Grindelia palmeri, an anti-inflammatory herb (Photo courtesy New York Botannical Garden)
The ICGB is a consortium comprised of the National Institutes of Health, the National Science Foundation, and the U.S. Department of Agriculture. ICBG funded research projects are taking place in 10 tropical countries worldwide. All seek to research new drugs from natural sources, conserve biodiversity, promote sustainable development, and develop local capacity for natural-resources management.

Bye says that the project will not appropriate information, since researchers are not working with traditional healers, but rather are leaning on popular and widespread knowledge.

"The project aims to implement the Convention on Biological Diversity," he says. "We are focusing on conservation and how we can use it and share its benefits."

The Convention on Biological Diversity was drafted at the 1992 Earth Summit in Rio de Janeiro and has since been signed by 168 nations. Signatories pledge to conserve biodiversity and equitably share benefits from commerical uses of genetic resources. The convention, which recognizes the right of countries to regulate access to biodiversity, has been not been ratified by the United States. Mexico ratified it in 1993.

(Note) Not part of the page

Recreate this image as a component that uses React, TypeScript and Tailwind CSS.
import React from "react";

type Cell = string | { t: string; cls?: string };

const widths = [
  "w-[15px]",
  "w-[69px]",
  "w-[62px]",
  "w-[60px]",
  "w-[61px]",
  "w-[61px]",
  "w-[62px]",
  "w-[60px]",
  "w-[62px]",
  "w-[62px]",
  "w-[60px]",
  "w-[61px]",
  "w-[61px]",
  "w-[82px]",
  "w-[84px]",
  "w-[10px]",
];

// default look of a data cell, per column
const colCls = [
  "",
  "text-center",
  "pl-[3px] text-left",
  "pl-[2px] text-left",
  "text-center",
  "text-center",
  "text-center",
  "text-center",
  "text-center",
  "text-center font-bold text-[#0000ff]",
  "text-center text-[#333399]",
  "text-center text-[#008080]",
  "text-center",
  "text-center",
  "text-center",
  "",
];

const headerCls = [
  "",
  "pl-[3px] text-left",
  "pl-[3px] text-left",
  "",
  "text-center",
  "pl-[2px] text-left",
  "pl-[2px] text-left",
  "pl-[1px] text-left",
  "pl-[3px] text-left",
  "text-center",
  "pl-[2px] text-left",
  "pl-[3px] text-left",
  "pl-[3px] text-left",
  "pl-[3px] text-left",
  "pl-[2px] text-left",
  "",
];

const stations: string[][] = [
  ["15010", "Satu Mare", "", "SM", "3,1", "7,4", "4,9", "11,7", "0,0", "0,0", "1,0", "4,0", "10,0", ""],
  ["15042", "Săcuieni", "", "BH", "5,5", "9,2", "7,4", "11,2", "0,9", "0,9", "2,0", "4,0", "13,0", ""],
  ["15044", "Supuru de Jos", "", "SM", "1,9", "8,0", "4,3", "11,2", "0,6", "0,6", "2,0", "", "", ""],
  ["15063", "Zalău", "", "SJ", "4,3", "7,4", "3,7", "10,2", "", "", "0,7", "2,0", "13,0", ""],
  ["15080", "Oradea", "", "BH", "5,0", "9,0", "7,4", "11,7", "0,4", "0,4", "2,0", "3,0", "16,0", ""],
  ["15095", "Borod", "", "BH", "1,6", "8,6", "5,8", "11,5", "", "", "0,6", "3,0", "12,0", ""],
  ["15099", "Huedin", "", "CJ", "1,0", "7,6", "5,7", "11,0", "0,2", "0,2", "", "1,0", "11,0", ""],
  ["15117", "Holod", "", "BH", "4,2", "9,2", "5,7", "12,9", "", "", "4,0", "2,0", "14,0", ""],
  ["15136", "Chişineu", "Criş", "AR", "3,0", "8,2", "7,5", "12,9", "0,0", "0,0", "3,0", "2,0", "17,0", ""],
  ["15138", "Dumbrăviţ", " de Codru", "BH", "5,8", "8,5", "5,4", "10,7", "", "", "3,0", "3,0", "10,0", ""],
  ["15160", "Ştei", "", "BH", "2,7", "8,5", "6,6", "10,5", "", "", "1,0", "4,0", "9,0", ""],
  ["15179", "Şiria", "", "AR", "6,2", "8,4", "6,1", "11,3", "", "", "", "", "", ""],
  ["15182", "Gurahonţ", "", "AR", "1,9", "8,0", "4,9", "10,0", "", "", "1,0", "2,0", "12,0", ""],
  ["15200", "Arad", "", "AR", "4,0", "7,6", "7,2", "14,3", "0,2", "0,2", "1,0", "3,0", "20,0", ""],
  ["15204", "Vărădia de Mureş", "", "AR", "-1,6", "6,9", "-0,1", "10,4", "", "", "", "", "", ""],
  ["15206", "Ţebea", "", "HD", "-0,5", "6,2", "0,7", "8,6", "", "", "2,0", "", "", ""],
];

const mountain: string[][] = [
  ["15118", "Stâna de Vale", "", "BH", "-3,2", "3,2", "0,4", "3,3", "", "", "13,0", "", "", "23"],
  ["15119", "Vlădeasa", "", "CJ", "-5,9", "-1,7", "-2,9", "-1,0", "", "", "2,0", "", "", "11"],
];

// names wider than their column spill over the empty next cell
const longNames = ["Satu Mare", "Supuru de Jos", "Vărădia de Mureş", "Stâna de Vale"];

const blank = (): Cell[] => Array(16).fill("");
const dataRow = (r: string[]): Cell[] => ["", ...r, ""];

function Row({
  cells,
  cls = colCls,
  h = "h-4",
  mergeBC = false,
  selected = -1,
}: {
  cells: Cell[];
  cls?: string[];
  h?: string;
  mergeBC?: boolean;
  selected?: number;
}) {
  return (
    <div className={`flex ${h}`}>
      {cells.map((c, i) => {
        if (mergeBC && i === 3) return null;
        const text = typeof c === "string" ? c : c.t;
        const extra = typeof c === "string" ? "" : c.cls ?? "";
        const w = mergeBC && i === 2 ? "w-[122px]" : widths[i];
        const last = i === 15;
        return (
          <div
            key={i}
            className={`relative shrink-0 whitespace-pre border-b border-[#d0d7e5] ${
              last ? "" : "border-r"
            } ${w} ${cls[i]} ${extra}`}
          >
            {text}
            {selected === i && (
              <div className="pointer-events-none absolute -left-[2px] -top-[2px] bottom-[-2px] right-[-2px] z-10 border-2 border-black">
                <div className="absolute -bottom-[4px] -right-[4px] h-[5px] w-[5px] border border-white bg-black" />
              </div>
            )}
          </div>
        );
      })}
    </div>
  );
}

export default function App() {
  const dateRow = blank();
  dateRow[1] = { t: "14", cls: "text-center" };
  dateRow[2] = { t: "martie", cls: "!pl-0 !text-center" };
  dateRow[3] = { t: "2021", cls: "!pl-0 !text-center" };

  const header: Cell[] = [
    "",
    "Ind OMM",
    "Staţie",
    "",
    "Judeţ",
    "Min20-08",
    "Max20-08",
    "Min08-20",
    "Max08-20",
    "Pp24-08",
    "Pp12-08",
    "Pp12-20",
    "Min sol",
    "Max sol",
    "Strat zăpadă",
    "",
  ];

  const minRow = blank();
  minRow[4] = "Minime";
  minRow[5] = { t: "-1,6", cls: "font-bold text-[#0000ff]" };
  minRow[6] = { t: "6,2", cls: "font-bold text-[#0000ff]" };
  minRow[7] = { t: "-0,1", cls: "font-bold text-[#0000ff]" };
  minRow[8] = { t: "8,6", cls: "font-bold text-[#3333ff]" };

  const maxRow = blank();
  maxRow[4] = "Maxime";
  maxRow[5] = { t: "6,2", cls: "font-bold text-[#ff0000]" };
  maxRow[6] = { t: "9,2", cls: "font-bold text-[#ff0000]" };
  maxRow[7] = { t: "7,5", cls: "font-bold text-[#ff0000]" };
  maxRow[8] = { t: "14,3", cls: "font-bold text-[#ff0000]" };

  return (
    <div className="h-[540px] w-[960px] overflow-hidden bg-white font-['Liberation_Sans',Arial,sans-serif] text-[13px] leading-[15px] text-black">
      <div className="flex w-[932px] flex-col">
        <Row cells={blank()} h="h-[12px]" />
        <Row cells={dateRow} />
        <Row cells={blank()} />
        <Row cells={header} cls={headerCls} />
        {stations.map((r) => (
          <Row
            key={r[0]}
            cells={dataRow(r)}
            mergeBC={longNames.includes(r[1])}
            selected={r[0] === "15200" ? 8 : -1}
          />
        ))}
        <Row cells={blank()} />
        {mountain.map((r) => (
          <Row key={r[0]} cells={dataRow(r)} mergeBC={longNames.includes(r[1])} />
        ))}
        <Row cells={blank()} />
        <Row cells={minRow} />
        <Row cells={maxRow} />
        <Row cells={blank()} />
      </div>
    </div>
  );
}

In San Luis Potosí, researchers have been collecting and testing plants, known as bioprospecting, for three years, but have yet to uncover a potential wonder drug. Scientists believe that bioprospecting requires at least a decade or two, plus a good deal of luck, before a plant with commercial promise is found.

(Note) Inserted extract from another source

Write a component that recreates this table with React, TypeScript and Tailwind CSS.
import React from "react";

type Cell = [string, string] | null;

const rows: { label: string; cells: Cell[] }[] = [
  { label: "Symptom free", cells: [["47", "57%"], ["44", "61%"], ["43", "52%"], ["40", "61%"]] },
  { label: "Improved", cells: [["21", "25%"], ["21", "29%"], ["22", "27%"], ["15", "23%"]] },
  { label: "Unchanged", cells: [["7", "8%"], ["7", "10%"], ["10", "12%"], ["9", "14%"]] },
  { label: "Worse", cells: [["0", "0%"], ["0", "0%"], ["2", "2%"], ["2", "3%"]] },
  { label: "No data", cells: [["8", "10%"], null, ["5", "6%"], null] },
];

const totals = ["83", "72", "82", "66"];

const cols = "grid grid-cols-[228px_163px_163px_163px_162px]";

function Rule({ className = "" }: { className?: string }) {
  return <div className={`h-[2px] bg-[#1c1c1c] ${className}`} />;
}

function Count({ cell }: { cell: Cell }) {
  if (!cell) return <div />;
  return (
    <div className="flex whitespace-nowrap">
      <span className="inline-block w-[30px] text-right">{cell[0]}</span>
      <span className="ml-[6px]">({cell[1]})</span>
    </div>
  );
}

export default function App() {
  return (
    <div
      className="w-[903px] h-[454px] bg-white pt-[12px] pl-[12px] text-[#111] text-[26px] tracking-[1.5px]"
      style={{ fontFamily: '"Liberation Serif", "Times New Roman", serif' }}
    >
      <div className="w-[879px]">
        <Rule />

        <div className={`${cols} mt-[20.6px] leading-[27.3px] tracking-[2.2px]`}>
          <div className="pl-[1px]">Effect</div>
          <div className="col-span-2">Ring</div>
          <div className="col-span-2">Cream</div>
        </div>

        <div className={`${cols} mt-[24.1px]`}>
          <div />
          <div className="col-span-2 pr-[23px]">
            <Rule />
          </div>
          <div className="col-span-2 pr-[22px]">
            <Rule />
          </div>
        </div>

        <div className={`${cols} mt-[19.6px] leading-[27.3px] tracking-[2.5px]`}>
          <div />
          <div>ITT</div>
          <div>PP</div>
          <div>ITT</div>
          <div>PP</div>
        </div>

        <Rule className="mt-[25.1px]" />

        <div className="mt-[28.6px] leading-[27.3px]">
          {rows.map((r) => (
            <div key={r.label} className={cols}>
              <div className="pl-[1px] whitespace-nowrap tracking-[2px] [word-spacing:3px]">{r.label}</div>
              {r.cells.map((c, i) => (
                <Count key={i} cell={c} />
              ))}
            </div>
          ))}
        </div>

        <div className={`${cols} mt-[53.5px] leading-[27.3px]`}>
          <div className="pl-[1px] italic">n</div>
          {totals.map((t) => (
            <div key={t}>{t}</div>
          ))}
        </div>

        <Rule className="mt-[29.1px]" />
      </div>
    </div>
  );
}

Researchers today have fewer plants to test in San Luis Potosí than just a few decades ago. Many plant species have vanished from the region, victims of overharvesting and habitat damage caused by extraction of other products of value to people, particularly firewood, lime, and wood for carbon.

flower

Cosmos atrosanguineus or chocolate flower (Photo courtesy PGA)
As part of their work, Bye and his colleagues are reintroducing some of the plants that have disappeared, such as the endemic species, "Flor de Chocolate" (Cosmos atrosanguineus), known as chocolate cosmos in English. Botanists are able to propagate the plant, which has velvety, deep maroon colored flowers and a sweet, chocolate fragrance, using in vitro extracts.

In addition to the bioprospecting project, Mexico's Autonomous University is working with 200 villagers who have concessions within the Sierra de Alvarez protected area, helping them improve propagation of the medicinal plants they commonly collect and sell.

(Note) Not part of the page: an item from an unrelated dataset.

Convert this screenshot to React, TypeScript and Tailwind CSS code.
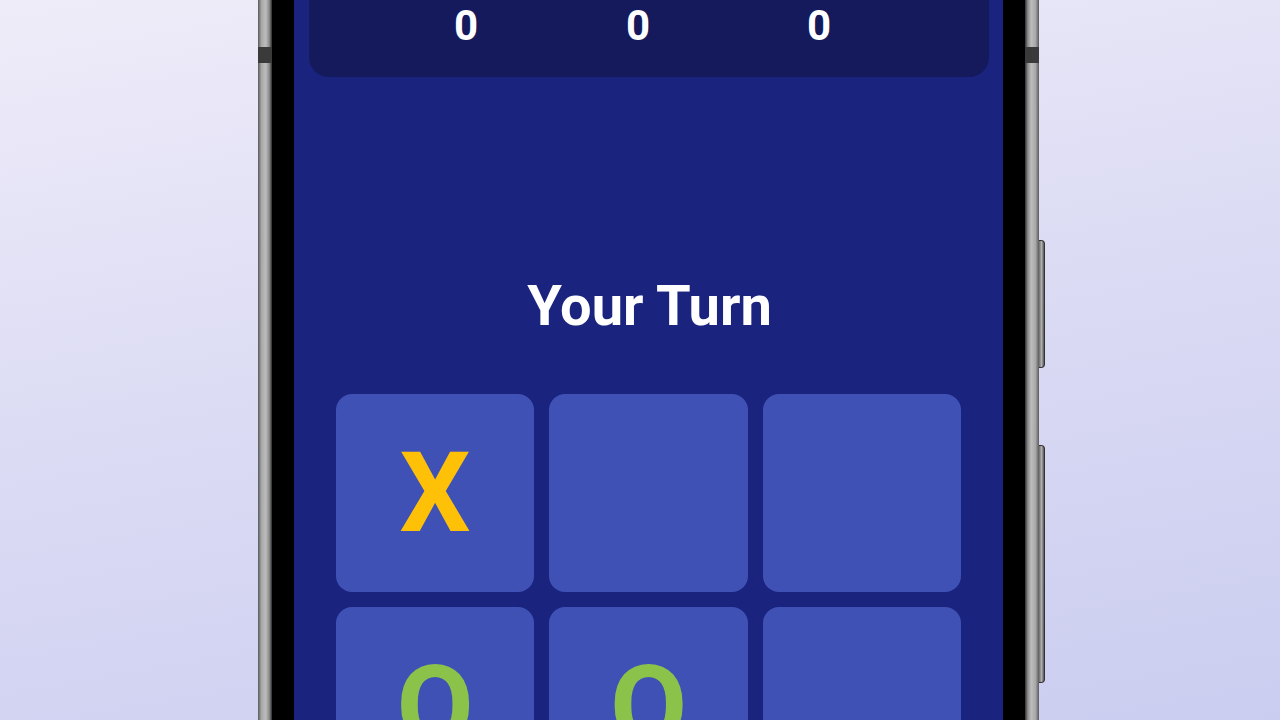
const cells: string[] = ["X", "", "", "O", "O", "", "", "", ""];

function Metal({ side }: { side: "left" | "right" }) {
  const grad =
    side === "left"
      ? "bg-[linear-gradient(90deg,#5a5a5a,#a8a8a8_25%,#bdbdbd_55%,#8c8c8c_80%,#2e2e2e)]"
      : "bg-[linear-gradient(90deg,#2e2e2e,#8c8c8c_20%,#bdbdbd_45%,#a8a8a8_75%,#5a5a5a)]";
  return (
    <div className={`w-[14px] h-full shrink-0 ${grad}`}>
      <div className="mt-[47px] h-[16px] bg-[#3a3a3a]" />
    </div>
  );
}

function Cell({ mark }: { mark: string }) {
  const color = mark === "X" ? "text-[#ffc107]" : "text-[#8bc34a]";
  return (
    <div className="h-[198px] rounded-[16px] bg-[#3f51b5] flex items-center justify-center">
      <span className={`text-[112px] font-bold leading-none ${color}`}>{mark}</span>
    </div>
  );
}

export default function App() {
  return (
    <div
      className="h-[720px] w-[1280px] overflow-hidden bg-[linear-gradient(170deg,#efecf9_0%,#dcdcf4_45%,#cbcdf0_100%)] pl-[258px] flex"
      style={{ fontFamily: "Roboto, 'Liberation Sans', sans-serif" }}
    >
      <Metal side="left" />
      <div className="w-[22px] h-full shrink-0 bg-black" />
      <div className="w-[709px] h-full shrink-0 overflow-hidden bg-[#1a237e] flex flex-col">
        <div className="shrink-0 mx-[15px] w-[680px] h-[77px] rounded-b-[20px] bg-[#141a5c] flex pl-[137px] pt-[5px]">
          <div className="w-[40px] text-center text-[42px] font-bold leading-none text-white">0</div>
          <div className="ml-[132px] w-[40px] text-center text-[42px] font-bold leading-none text-white">0</div>
          <div className="ml-[141px] w-[40px] text-center text-[42px] font-bold leading-none text-white">0</div>
        </div>
        <h1 className="shrink-0 mt-[201px] text-center text-[56px] font-bold leading-none text-white pl-[2px]">
          Your Turn
        </h1>
        <div className="shrink-0 mt-[60px] mx-[42px] grid grid-cols-3 gap-[15px]">
          {cells.map((c, i) => (
            <Cell key={i} mark={c} />
          ))}
        </div>
      </div>
      <div className="w-[22px] h-full shrink-0 bg-black" />
      <Metal side="right" />
      <div className="w-[6px] shrink-0 flex flex-col">
        <div className="shrink-0 mt-[240px] h-[128px] rounded-r-[4px] border border-l-0 border-[#333] bg-[linear-gradient(90deg,#6a6a6a,#b0b0b0_50%,#555)]" />
        <div className="shrink-0 mt-[77px] h-[238px] rounded-r-[4px] border border-l-0 border-[#333] bg-[linear-gradient(90deg,#6a6a6a,#b0b0b0_50%,#555)]" />
      </div>
    </div>
  );
}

According to project technician Myrna Mendoza, about 60 students and 35 women in the village of San Francisco are receiving training in how to sustainably harvest medicinal plants and convert them into products, such as teas and soaps, that they can sell locally at higher prices than the dried plants alone can fetch.

Funds from the Mexican Fund for Nature Conservation support this project, whose goal, Mendoza notes, is to ensure the sustainable use of medicinal plants, so that an ancient tradition can continue.